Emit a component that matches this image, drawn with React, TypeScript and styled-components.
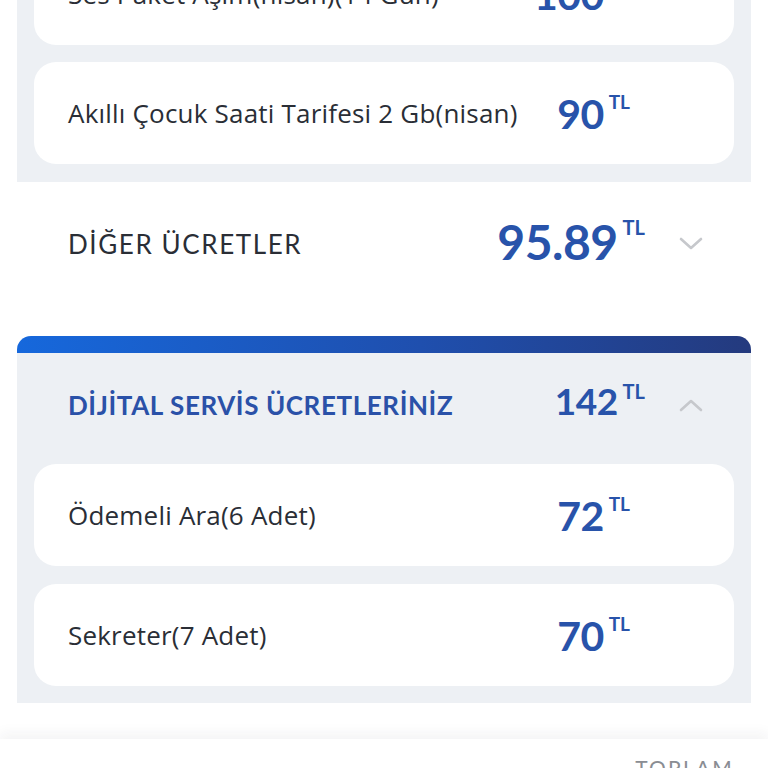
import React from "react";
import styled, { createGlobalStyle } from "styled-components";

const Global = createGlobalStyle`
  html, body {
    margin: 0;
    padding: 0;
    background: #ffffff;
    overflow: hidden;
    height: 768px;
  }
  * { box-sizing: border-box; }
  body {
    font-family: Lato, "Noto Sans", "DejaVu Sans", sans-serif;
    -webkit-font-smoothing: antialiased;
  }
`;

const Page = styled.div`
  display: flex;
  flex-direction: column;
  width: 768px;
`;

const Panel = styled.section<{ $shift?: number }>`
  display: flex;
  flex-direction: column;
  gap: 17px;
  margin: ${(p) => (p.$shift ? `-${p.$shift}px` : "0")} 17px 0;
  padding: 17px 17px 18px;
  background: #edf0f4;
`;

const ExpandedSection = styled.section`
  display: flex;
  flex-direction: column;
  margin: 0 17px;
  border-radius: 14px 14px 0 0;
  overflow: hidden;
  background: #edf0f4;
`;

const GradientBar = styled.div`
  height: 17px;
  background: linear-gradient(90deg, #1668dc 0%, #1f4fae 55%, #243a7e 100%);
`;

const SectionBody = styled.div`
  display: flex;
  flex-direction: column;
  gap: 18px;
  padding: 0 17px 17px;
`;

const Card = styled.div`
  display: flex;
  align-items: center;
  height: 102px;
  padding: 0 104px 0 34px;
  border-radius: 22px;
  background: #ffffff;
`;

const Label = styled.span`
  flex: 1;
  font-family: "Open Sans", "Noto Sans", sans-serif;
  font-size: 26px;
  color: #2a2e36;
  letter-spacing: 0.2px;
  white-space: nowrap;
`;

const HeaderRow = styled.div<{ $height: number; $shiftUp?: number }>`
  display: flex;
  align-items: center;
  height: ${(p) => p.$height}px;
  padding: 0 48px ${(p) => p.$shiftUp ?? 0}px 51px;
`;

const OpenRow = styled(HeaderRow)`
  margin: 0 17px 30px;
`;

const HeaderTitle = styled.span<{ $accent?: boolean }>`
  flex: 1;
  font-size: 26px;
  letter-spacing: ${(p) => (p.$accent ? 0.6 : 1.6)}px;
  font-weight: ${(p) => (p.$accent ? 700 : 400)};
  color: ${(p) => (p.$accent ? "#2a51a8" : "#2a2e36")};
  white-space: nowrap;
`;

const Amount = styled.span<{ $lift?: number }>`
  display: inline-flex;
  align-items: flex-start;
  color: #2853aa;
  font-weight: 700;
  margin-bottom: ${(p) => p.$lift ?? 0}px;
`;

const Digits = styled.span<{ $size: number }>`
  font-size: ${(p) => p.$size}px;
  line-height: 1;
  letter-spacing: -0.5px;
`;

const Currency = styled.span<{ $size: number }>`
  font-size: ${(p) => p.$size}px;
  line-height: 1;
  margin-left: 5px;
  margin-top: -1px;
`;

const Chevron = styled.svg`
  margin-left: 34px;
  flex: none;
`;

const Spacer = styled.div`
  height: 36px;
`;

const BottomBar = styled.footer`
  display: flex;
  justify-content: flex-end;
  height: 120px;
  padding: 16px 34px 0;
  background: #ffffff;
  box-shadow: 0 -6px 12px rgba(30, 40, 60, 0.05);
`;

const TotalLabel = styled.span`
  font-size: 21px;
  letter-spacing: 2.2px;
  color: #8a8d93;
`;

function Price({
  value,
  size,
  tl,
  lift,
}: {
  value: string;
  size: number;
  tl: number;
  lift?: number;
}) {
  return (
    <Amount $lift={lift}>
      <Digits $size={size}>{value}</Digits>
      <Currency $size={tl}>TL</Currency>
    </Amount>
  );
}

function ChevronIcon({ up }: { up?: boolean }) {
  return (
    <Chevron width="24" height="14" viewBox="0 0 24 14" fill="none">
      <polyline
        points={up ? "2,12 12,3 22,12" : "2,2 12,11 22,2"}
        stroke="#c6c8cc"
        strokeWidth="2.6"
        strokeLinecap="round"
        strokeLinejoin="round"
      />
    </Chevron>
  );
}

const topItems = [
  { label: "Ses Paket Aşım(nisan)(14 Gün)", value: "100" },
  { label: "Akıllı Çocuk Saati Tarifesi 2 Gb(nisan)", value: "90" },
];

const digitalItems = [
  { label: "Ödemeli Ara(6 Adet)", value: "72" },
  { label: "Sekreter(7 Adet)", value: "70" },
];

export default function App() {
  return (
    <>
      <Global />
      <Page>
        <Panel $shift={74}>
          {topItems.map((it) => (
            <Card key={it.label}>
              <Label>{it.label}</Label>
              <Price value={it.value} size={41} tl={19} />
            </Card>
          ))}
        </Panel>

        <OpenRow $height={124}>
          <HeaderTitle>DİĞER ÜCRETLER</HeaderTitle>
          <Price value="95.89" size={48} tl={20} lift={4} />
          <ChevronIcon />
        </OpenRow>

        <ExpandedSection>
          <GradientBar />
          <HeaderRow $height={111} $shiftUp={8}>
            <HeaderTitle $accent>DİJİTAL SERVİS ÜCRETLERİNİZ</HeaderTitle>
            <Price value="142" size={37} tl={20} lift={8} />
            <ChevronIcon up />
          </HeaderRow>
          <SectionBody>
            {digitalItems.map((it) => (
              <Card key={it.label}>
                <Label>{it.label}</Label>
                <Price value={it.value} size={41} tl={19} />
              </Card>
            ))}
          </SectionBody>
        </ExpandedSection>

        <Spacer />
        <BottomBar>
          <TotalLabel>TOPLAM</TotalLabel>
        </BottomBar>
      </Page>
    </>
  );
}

----------

Required task: Without the pictures, write out all of the material exactly.

Finished task:
Emit a component that matches this image, drawn with React, TypeScript and styled-components.
import React from "react";
import styled, { createGlobalStyle } from "styled-components";

const Global = createGlobalStyle`
  html, body {
    margin: 0;
    padding: 0;
    background: #ffffff;
    overflow: hidden;
    height: 768px;
  }
  * { box-sizing: border-box; }
  body {
    font-family: Lato, "Noto Sans", "DejaVu Sans", sans-serif;
    -webkit-font-smoothing: antialiased;
  }
`;

const Page = styled.div`
  display: flex;
  flex-direction: column;
  width: 768px;
`;

const Panel = styled.section<{ $shift?: number }>`
  display: flex;
  flex-direction: column;
  gap: 17px;
  margin: ${(p) => (p.$shift ? `-${p.$shift}px` : "0")} 17px 0;
  padding: 17px 17px 18px;
  background: #edf0f4;
`;

const ExpandedSection = styled.section`
  display: flex;
  flex-direction: column;
  margin: 0 17px;
  border-radius: 14px 14px 0 0;
  overflow: hidden;
  background: #edf0f4;
`;

const GradientBar = styled.div`
  height: 17px;
  background: linear-gradient(90deg, #1668dc 0%, #1f4fae 55%, #243a7e 100%);
`;

const SectionBody = styled.div`
  display: flex;
  flex-direction: column;
  gap: 18px;
  padding: 0 17px 17px;
`;

const Card = styled.div`
  display: flex;
  align-items: center;
  height: 102px;
  padding: 0 104px 0 34px;
  border-radius: 22px;
  background: #ffffff;
`;

const Label = styled.span`
  flex: 1;
  font-family: "Open Sans", "Noto Sans", sans-serif;
  font-size: 26px;
  color: #2a2e36;
  letter-spacing: 0.2px;
  white-space: nowrap;
`;

const HeaderRow = styled.div<{ $height: number; $shiftUp?: number }>`
  display: flex;
  align-items: center;
  height: ${(p) => p.$height}px;
  padding: 0 48px ${(p) => p.$shiftUp ?? 0}px 51px;
`;

const OpenRow = styled(HeaderRow)`
  margin: 0 17px 30px;
`;

const HeaderTitle = styled.span<{ $accent?: boolean }>`
  flex: 1;
  font-size: 26px;
  letter-spacing: ${(p) => (p.$accent ? 0.6 : 1.6)}px;
  font-weight: ${(p) => (p.$accent ? 700 : 400)};
  color: ${(p) => (p.$accent ? "#2a51a8" : "#2a2e36")};
  white-space: nowrap;
`;

const Amount = styled.span<{ $lift?: number }>`
  display: inline-flex;
  align-items: flex-start;
  color: #2853aa;
  font-weight: 700;
  margin-bottom: ${(p) => p.$lift ?? 0}px;
`;

const Digits = styled.span<{ $size: number }>`
  font-size: ${(p) => p.$size}px;
  line-height: 1;
  letter-spacing: -0.5px;
`;

const Currency = styled.span<{ $size: number }>`
  font-size: ${(p) => p.$size}px;
  line-height: 1;
  margin-left: 5px;
  margin-top: -1px;
`;

const Chevron = styled.svg`
  margin-left: 34px;
  flex: none;
`;

const Spacer = styled.div`
  height: 36px;
`;

const BottomBar = styled.footer`
  display: flex;
  justify-content: flex-end;
  height: 120px;
  padding: 16px 34px 0;
  background: #ffffff;
  box-shadow: 0 -6px 12px rgba(30, 40, 60, 0.05);
`;

const TotalLabel = styled.span`
  font-size: 21px;
  letter-spacing: 2.2px;
  color: #8a8d93;
`;

function Price({
  value,
  size,
  tl,
  lift,
}: {
  value: string;
  size: number;
  tl: number;
  lift?: number;
}) {
  return (
    <Amount $lift={lift}>
      <Digits $size={size}>{value}</Digits>
      <Currency $size={tl}>TL</Currency>
    </Amount>
  );
}

function ChevronIcon({ up }: { up?: boolean }) {
  return (
    <Chevron width="24" height="14" viewBox="0 0 24 14" fill="none">
      <polyline
        points={up ? "2,12 12,3 22,12" : "2,2 12,11 22,2"}
        stroke="#c6c8cc"
        strokeWidth="2.6"
        strokeLinecap="round"
        strokeLinejoin="round"
      />
    </Chevron>
  );
}

const topItems = [
  { label: "Ses Paket Aşım(nisan)(14 Gün)", value: "100" },
  { label: "Akıllı Çocuk Saati Tarifesi 2 Gb(nisan)", value: "90" },
];

const digitalItems = [
  { label: "Ödemeli Ara(6 Adet)", value: "72" },
  { label: "Sekreter(7 Adet)", value: "70" },
];

export default function App() {
  return (
    <>
      <Global />
      <Page>
        <Panel $shift={74}>
          {topItems.map((it) => (
            <Card key={it.label}>
              <Label>{it.label}</Label>
              <Price value={it.value} size={41} tl={19} />
            </Card>
          ))}
        </Panel>

        <OpenRow $height={124}>
          <HeaderTitle>DİĞER ÜCRETLER</HeaderTitle>
          <Price value="95.89" size={48} tl={20} lift={4} />
          <ChevronIcon />
        </OpenRow>

        <ExpandedSection>
          <GradientBar />
          <HeaderRow $height={111} $shiftUp={8}>
            <HeaderTitle $accent>DİJİTAL SERVİS ÜCRETLERİNİZ</HeaderTitle>
            <Price value="142" size={37} tl={20} lift={8} />
            <ChevronIcon up />
          </HeaderRow>
          <SectionBody>
            {digitalItems.map((it) => (
              <Card key={it.label}>
                <Label>{it.label}</Label>
                <Price value={it.value} size={41} tl={19} />
              </Card>
            ))}
          </SectionBody>
        </ExpandedSection>

        <Spacer />
        <BottomBar>
          <TotalLabel>TOPLAM</TotalLabel>
        </BottomBar>
      </Page>
    </>
  );
}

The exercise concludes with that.